NOW LET'S BE HONEST...this is romance, my friends.

Today, I want to encourage you to redefine your understanding of love. Place a greater weight on the word, let it take on a new emphasis on your soul. Don’t use the word lightly, and if you can’t seem to bring yourself to give it new weight, then I beg you to find different words to use in its stead. The days of love being lust and lust being nothing but lost infatuation truly needs to come to an end, and as Christians it is our role to kick off this movement! The greatest way we can shine the light of Christ is through our love for others, and it should be a love so perplexing that people are left in awe when they see it in action.

So let that be my challenge to you today: Go out and love, my friends.

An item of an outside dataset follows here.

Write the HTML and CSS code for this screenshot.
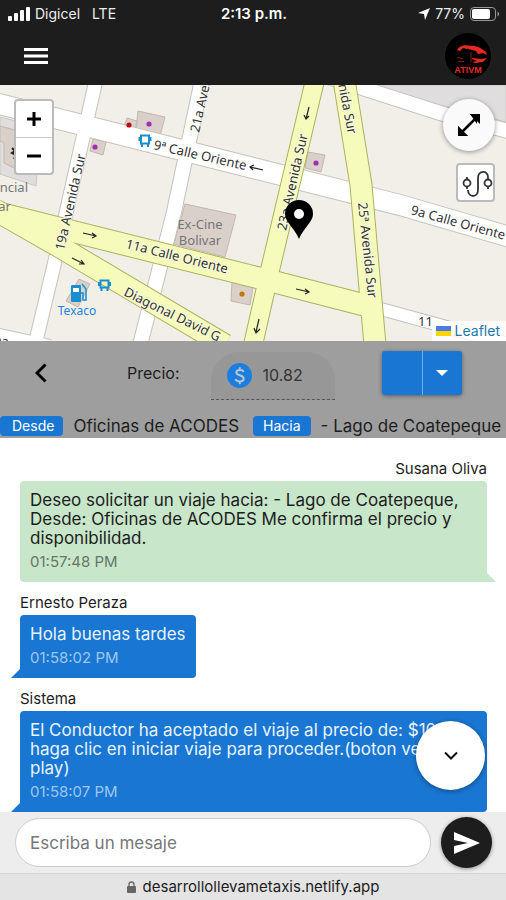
FILE: index.html
```html
<!DOCTYPE html>
<html lang="es">
<head>
<meta charset="utf-8">
<meta name="viewport" content="width=device-width, initial-scale=1">
<title>Lleva Me Taxis</title>
<link rel="stylesheet" href="styles.css">
</head>
<body>
<div class="app">
  <header class="header">
    <div class="status">
      <div class="status-side">
        <svg class="signal" viewBox="0 0 23 14" aria-hidden="true"><g fill="#fff"><rect x="0" y="9" width="4" height="5" rx="1"/><rect x="6" y="6" width="4" height="8" rx="1"/><rect x="12" y="3" width="4" height="11" rx="1"/><rect x="18" y="0" width="4" height="14" rx="1"/></g></svg>
        <span>Digicel</span><span class="network">LTE</span>
      </div>
      <strong class="clock">2:13 p.m.</strong>
      <div class="status-side status-end">
        <svg class="arrow" viewBox="0 0 12 12" aria-hidden="true"><path d="M12 0 7 12 6 6 0 5z" fill="#fff"/></svg>
        <span>77%</span>
        <svg class="battery" viewBox="0 0 30 14" aria-hidden="true"><rect x=".5" y=".5" width="25" height="13" rx="3.5" fill="none" stroke="#999"/><rect x="2" y="2" width="18" height="10" rx="2" fill="#fff"/><path d="M27.500 4.500c2 .8 2 4.200 0 5z" fill="#999"/></svg>
      </div>
    </div>
    <div class="toolbar">
      <button class="menu" aria-label="Menú"><svg viewBox="0 0 24 18" aria-hidden="true"><path d="M0 2.500h24M0 9h24M0 15.500h24" stroke="#fff" stroke-width="3"/></svg></button>
      <svg class="logo" viewBox="0 0 46 46" role="img" aria-label="ATIVM"><circle cx="23" cy="23" r="23" fill="#000"/><g fill="#e52a23"><path d="M12 17c2-4 8-6 14-4l-4 3-4-1-3 3z"/><path d="M24 13c7-1 12 2 17 6l1 3-4-2-5 1-2-3-8-2z"/><path d="M27 25l9 1 6-1-4 4-8 1-3-1 5-1-5-2z"/><path d="M12 24l6 1v1l-6-1zM13 28h6v1h-6z" opacity=".6"/><path d="M26 19v10" stroke="#8e1612" stroke-width="1"/></g><text x="23" y="40" text-anchor="middle" class="logo-text">ATIVM</text></svg>
    </div>
  </header>

  <section class="map" aria-label="Mapa">
    <svg class="map-canvas" viewBox="0 85 506 256" preserveAspectRatio="xMidYMid slice">
      <rect y="85" width="506" height="256" fill="#f2efe9"/>
      <g fill="#dfdddd" stroke="#ccc8c4">
        <path d="M374 85H506V122L440 105z"/>
        <path d="M0 117 40 127 36 186 0 174z"/>
      </g>
      <g fill="#d9d0c9" stroke="#c4b7ad">
        <path d="M0 126 18 131 14 168 4 163 4 143 0 141z"/>
        <path d="M138 111 165 117 160 136 136 131z"/><path d="M127 118 137 121 135 130 124 127z"/>
        <path d="M93 139 106 142 103 155 90 151z"/><path d="M308 152 325 155 321 172 305 168z"/>
        <path d="M185 204 236 215 225 257 174 244z"/><path d="M232 282 253 287 250 305 231 301z"/>
        <path d="M79 279 90 284 78 307 66 301z"/>
      </g>
      <g fill="none" stroke="#c6c3be">
        <path d="M96 80 60 240 35 345" stroke-width="15"/><path d="M202 80 174 212 140 345" stroke-width="16"/>
        <path d="M-5 103 253 168 400 205 510 237" stroke-width="22"/><path d="M325 76 440 113 512 132" stroke-width="16"/>
        <path d="M370 306 512 345" stroke-width="14"/><path d="M-5 336 50 348" stroke-width="18"/>
      </g>
      <g fill="none" stroke="#fff">
        <path d="M96 80 60 240 35 345" stroke-width="13"/><path d="M202 80 174 212 140 345" stroke-width="14"/>
        <path d="M-5 103 253 168 400 205 510 237" stroke-width="20"/><path d="M325 76 440 113 512 132" stroke-width="14"/>
        <path d="M370 306 512 345" stroke-width="12"/><path d="M-5 336 50 348" stroke-width="16"/>
      </g>
      <g fill="none" stroke="#acb35c">
        <path d="M315 80 270 270 253 345" stroke-width="20"/><path d="M344 80 361 185 371 300 375 345" stroke-width="23"/>
        <path d="M-5 212 275 282 372 307" stroke-width="23"/><path d="M-5 210 60 247 225 345" stroke-width="23"/>
      </g>
      <g fill="none" stroke="#f6fabb">
        <path d="M315 80 270 270 253 345" stroke-width="18"/><path d="M344 80 361 185 371 300 375 345" stroke-width="21"/>
        <path d="M-5 212 275 282 372 307" stroke-width="21"/><path d="M-5 210 60 247 225 345" stroke-width="21"/>
      </g>
      <g fill="#a32cb5"><circle cx="149" cy="124" r="2.600"/><circle cx="95" cy="147" r="2.600"/><circle cx="316" cy="163" r="2.600"/></g>
      <circle cx="129" cy="125" r="2.600" fill="#c40a10"/><circle cx="242" cy="294" r="2.600" fill="#c77400"/>
      <path d="M12 148l3 3-3 2 4 2-2 4" fill="none" stroke="#222" stroke-width="2"/>
      <g fill="none" stroke="#222" stroke-width="1.200">
        <path d="M263 170 250 167M254 165l-4 2 3 3"/><path d="M83 233l13 3M92 233l4 3-4 2"/><path d="M72 258l12 6M81 260l3 4-5 0"/>
        <path d="M296 289l13 3M305 289l4 3-4 2"/><path d="M259 319l-3 13M254 328l2 5 4-4"/><path d="M309 107l-3 12M304 115l2 4 3-3"/>
      </g>
      <g fill="none" stroke="#168fd1" stroke-width="2"><rect x="141" y="135.500" width="8" height="8"/><path d="M139.500 137v4M150.500 137v4M142 144v3M148 144v3"/></g>
      <g fill="none" stroke="#168fd1" stroke-width="2"><rect x="100.500" y="280.500" width="8" height="7"/><path d="M99 282v4M110 282v4M101.500 288v3M107.500 288v3"/></g>
      <g fill="#168fd1"><rect x="71" y="285" width="10" height="17" rx="1"/><path d="M82 284l4 5v11h-3v-7h-2" fill="none" stroke="#168fd1" stroke-width="1.500"/><rect x="73" y="288" width="6" height="4" fill="#fff"/></g>
      <defs>
        <path id="r9" d="M153 149 262 174"/><path id="r9b" d="M410 214 530 247"/><path id="r11" d="M125 248 245 278"/>
        <path id="r19" d="M64 251 89 140"/><path id="r21" d="M199 133 217 55"/><path id="r23" d="M286 231 311 120"/>
        <path id="r25" d="M358 203 370 315"/><path id="r25b" d="M334 63 350 145"/><path id="rd" d="M123 295 257 361"/>
      </defs>
      <g class="street">
        <text><textPath href="#r9">9ª Calle Oriente</textPath></text><text><textPath href="#r9b">9a Calle Oriente</textPath></text>
        <text><textPath href="#r11">11a Calle Oriente</textPath></text><text><textPath href="#r19">19a Avenida Sur</textPath></text>
        <text><textPath href="#r21">21a Avenida</textPath></text><text><textPath href="#r23">23a Avenida Sur</textPath></text>
        <text><textPath href="#r25">25ª Avenida Sur</textPath></text><text><textPath href="#r25b">Avenida Sur</textPath></text>
        <text><textPath href="#rd">Diagonal David G</textPath></text>
        <text x="418" y="326">11</text><text x="-6" y="346">9a</text>
      </g>
      <g class="place"><text x="200" y="229" text-anchor="middle">Ex-Cine</text><text x="200" y="245" text-anchor="middle">Bolivar</text><text x="28" y="192" text-anchor="end">ncial</text><text x="11" y="211" text-anchor="end">ar</text></g>
      <text x="77" y="315" text-anchor="middle" class="brand">Texaco</text>
      <path d="M299 239C294 227 285 222 285 214a14 14 0 0 1 28 0c0 8-9 13-14 25z"/><circle cx="299" cy="214" r="5" fill="#fff"/>
    </svg>
    <div class="zoom"><button aria-label="Acercar"><svg viewBox="0 0 16 16"><path d="M8 1v14M1 8h14"/></svg></button><button aria-label="Alejar"><svg viewBox="0 0 16 16"><path d="M1 8h14"/></svg></button></div>
    <div class="map-tools">
      <button class="expand" aria-label="Ampliar mapa"><svg viewBox="0 0 24 24"><path d="M5 19 19 5" stroke="#000" stroke-width="2.500"/><path d="M13 1h10L20 4v7zM1 13v10h10z"/><path d="M13 1h10v10zM1 13v10h10z"/></svg></button>
      <button class="route" aria-label="Ruta"><svg viewBox="2 2 35 35" fill="none" stroke="#333" stroke-width="1.800"><circle cx="11" cy="20" r="3.500"/><circle cx="32" cy="20" r="3.500"/><path d="M11 14v3M11 23v3M32 14v3M32 23v3"/><path d="M12 27c0 8 10 8 10 0V15c0-8 10-8 10-1"/></svg></button>
    </div>
    <a class="leaflet" href="#leaflet"><svg viewBox="0 0 15 10" aria-hidden="true"><path fill="#4c7be1" d="M0 0h15v5H0z"/><path fill="#ffd500" d="M0 5h15v5H0z"/></svg>Leaflet</a>
  </section>

  <section class="trip">
    <div class="trip-controls">
      <button class="back" aria-label="Volver"><svg viewBox="0 0 12 20"><path d="M10.500 1.500 2 10l8.500 8.500" fill="none" stroke="#000" stroke-width="3"/></svg></button>
      <label class="price-label" for="price">Precio:</label>
      <div class="price-field">
        <svg viewBox="0 0 24 24" aria-hidden="true"><circle cx="12" cy="12" r="12" fill="#1c7fe0"/><path d="M16 8.500C15 6 9 6 9 9c0 3.500 7 2 7 6 0 3.500-7 3.500-8 .3M12.300 4v3M12.300 17.500v3" fill="none" stroke="#bcc6cf" stroke-width="1.800"/></svg>
        <input id="price" value="10.82" readonly>
      </div>
      <div class="split"><button aria-label="Iniciar viaje"></button><button aria-label="Más opciones"><svg viewBox="0 0 12 6"><path d="M0 0h12L6 6z" fill="#fff"/></svg></button></div>
    </div>
    <div class="places"><span class="tag tag-from">Desde</span><span class="from">Oficinas de ACODES</span><span class="tag">Hacia</span><span>- Lago de Coatepeque</span></div>
  </section>

  <main class="chat">
    <article class="message sent"><h2>Susana Oliva</h2><div class="bubble"><p>Deseo solicitar un viaje hacia: - Lago de Coatepeque, Desde: Oficinas de ACODES Me confirma el precio y disponibilidad.</p><time>01:57:48 PM</time></div></article>
    <article class="message"><h2>Ernesto Peraza</h2><div class="bubble"><p>Hola buenas tardes</p><time>01:58:02 PM</time></div></article>
    <article class="message"><h2>Sistema</h2><div class="bubble"><p>El Conductor ha aceptado el viaje al precio de: $10.82 haga clic en iniciar viaje para proceder.(boton verde play)</p><time>01:58:07 PM</time></div></article>
    <button class="scroll-down" aria-label="Bajar"><svg viewBox="0 0 14 9"><path d="M1 1.500 7 7.500 13 1.500" fill="none" stroke="#111" stroke-width="2"/></svg></button>
  </main>

  <form class="composer">
    <input type="text" aria-label="Mensaje" placeholder="Escriba un mesaje">
    <button type="button" aria-label="Enviar"><svg viewBox="0 0 28 24"><path d="M1 1 27 12 1 23V15L15 12 1 9z" fill="#fff"/></svg></button>
  </form>
  <footer class="address"><svg viewBox="0 0 9 12" aria-hidden="true"><rect y="5" width="9" height="7" rx="1" fill="#666"/><path d="M2 6V3.500a2.500 2.500 0 0 1 5 0V6" fill="none" stroke="#666" stroke-width="1.300"/></svg>desarrollollevametaxis.netlify.app</footer>
</div>
</body>
</html>
```
FILE: styles.css
```css
* { box-sizing: border-box; }
body { margin: 0; font: 17px/20px Inter, "Liberation Sans", sans-serif; color: #1d1d1d; background: #fff; }
button { display: flex; align-items: center; justify-content: center; padding: 0; border: 0; background: none; color: inherit; cursor: pointer; }
svg { display: block; flex: none; }
h2, p { margin: 0; font-weight: 400; }
.app { display: flex; flex-direction: column; min-height: 100vh; }

.header { height: 85px; background: #1d1d1d; color: #eee; }
.status { display: flex; align-items: center; height: 28px; padding: 0 6px 0 8px; font-size: 14px; }
.status-side { display: flex; flex: 1; align-items: center; gap: 4px; }
.status-end { justify-content: flex-end; gap: 5px; }
.network { margin-left: 8px; }
.signal { width: 23px; height: 14px; }
.arrow { width: 12px; height: 12px; }
.battery { width: 30px; height: 14px; }
.clock { font-size: 15px; font-weight: 600; color: #fff; }
.toolbar { display: flex; align-items: center; justify-content: space-between; height: 56px; padding: 0 15px 0 24px; }
.menu svg { width: 24px; height: 18px; }
.logo { width: 46px; height: 46px; }
.logo-text { font: 700 9px "Liberation Sans", sans-serif; fill: #e52a23; }

.map { position: relative; height: 256px; overflow: hidden; }
.map-canvas { width: 100%; height: 100%; }
.street { font: 13px "Noto Sans", sans-serif; fill: #333; stroke: #fff; stroke-opacity: .5; stroke-width: 2px; paint-order: stroke; }
.place { font: 13px "Noto Sans", sans-serif; fill: #777; }
.brand { font: 12px "Noto Sans", sans-serif; fill: #1b85e8; }
.zoom { position: absolute; top: 14px; left: 14px; width: 40px; border: 2px solid #bbb; border-radius: 4px; background: #fff; }
.zoom button { width: 100%; height: 36px; }
.zoom button + button { border-top: 1px solid #ccc; }
.zoom svg { width: 16px; height: 16px; stroke: #000; stroke-width: 3px; }
.map-tools { position: absolute; top: 14px; right: 11px; display: flex; flex-direction: column; align-items: flex-end; gap: 12px; }
.expand { width: 52px; height: 52px; border-radius: 50%; background: #fafafa; box-shadow: 0 1px 5px #0006; }
.expand svg { width: 24px; height: 24px; }
.route { width: 39px; height: 39px; border: 2px solid #bbb; border-radius: 4px; background: #fff; }
.route svg { width: 35px; height: 35px; }
.leaflet { position: absolute; right: 0; bottom: 0; display: flex; align-items: center; gap: 4px; padding: 0 6px 0 4px; background: #fffc; color: #2279a8; font-size: 14px; text-decoration: none; }
.leaflet svg { width: 15px; height: 10px; }

.trip { background: #9e9e9e; }
.trip-controls { display: flex; align-items: center; height: 73px; padding: 0 44px 10px 34px; font-size: 16px; }
.back { width: 14px; height: 24px; }
.back svg { width: 12px; height: 20px; }
.price-label { margin-left: 79px; }
.price-field { display: flex; align-items: center; gap: 11px; width: 124px; height: 48px; margin: 6px auto 0 31px; padding: 0 16px; border-bottom: 1px dashed #555; border-radius: 28px 28px 0 0; background: #979797; }
.price-field svg { width: 25px; height: 25px; }
.price-field input { width: 100%; min-width: 0; padding: 0; border: 0; outline: 0; background: none; color: #333; font: inherit; }
.split { display: flex; width: 80px; height: 44px; border-radius: 3px; background: #1976d2; box-shadow: 0 1px 4px #0006; }
.split button { flex: 1; }
.split button + button { border-left: 1px solid #6eaee9; }
.split svg { width: 12px; height: 6px; }
.places { display: flex; align-items: center; height: 24px; white-space: nowrap; }
.tag { padding: 0 10px; border-radius: 4px; background: #1976d2; color: #fff; font-size: 14px; margin-right: 10px; }
.tag-from { padding: 0 9px 0 12px; }
.from { margin-right: 14px; }

.chat { position: relative; flex: 1; padding: 21px 19px 0 20px; }
.message { display: flex; flex-direction: column; align-items: flex-start; margin-bottom: 11px; }
.message:last-of-type { margin-bottom: 0; }
.message h2 { font-size: 15px; line-height: 20px; margin-bottom: 2px; }
.sent h2 { align-self: flex-end; }
.bubble { position: relative; padding: 10px; border-radius: 4px 4px 4px 0; background: #1976d2; color: #e8f4ff; }
.bubble p { line-height: 19px; }
.bubble time { display: block; margin-top: 4px; color: #9fc6ee; font-size: 15px; }
.bubble::after { content: ""; position: absolute; right: 100%; bottom: 0; border: solid transparent; border-width: 0 0 9px 9px; border-bottom-color: #1976d2; }
.sent .bubble { border-radius: 4px 4px 0 4px; background: #c8e6c9; color: #1d1d1d; }
.sent time { color: #667768; }
.sent .bubble::after { right: auto; left: 100%; border-width: 0 9px 9px 0; border-bottom-color: #c8e6c9; }
.scroll-down { position: absolute; right: 21px; bottom: 22px; width: 69px; height: 69px; border-radius: 50%; background: #fff; box-shadow: 0 1px 5px #0006; }
.scroll-down svg { width: 14px; height: 9px; }

.composer { display: flex; align-items: center; gap: 10px; height: 61px; padding: 0 14px 0 15px; background: #ededed; }
.composer input { flex: 1; min-width: 0; height: 49px; padding: 0 14px; border: 1px solid #ccc; border-radius: 25px; background: #fff; font: inherit; }
.composer input::placeholder { color: #777; }
.composer button { width: 51px; height: 51px; border-radius: 50%; background: #1d1d1d; box-shadow: 0 1px 4px #0006; }
.composer svg { width: 28px; height: 24px; }
.address { display: flex; align-items: center; justify-content: center; gap: 7px; height: 27px; border-top: 1px solid #d4d4d4; background: #e4e4e4; font-size: 15px; }
.address svg { width: 9px; height: 12px; }
```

Love as you never have before, in a way you never dreamed possible. Forsake your won desires and love others as if they were you, whether that be platonically or, even more so, romantically. Let the lost be found in the light of the love we shed on our community. Let our relationships grow and let grace abound, that God may be glorified and the name of Jesus Christ be lived high. Take some ahava and sprinkle it – no, pour it – out to the world that needs it so, so much.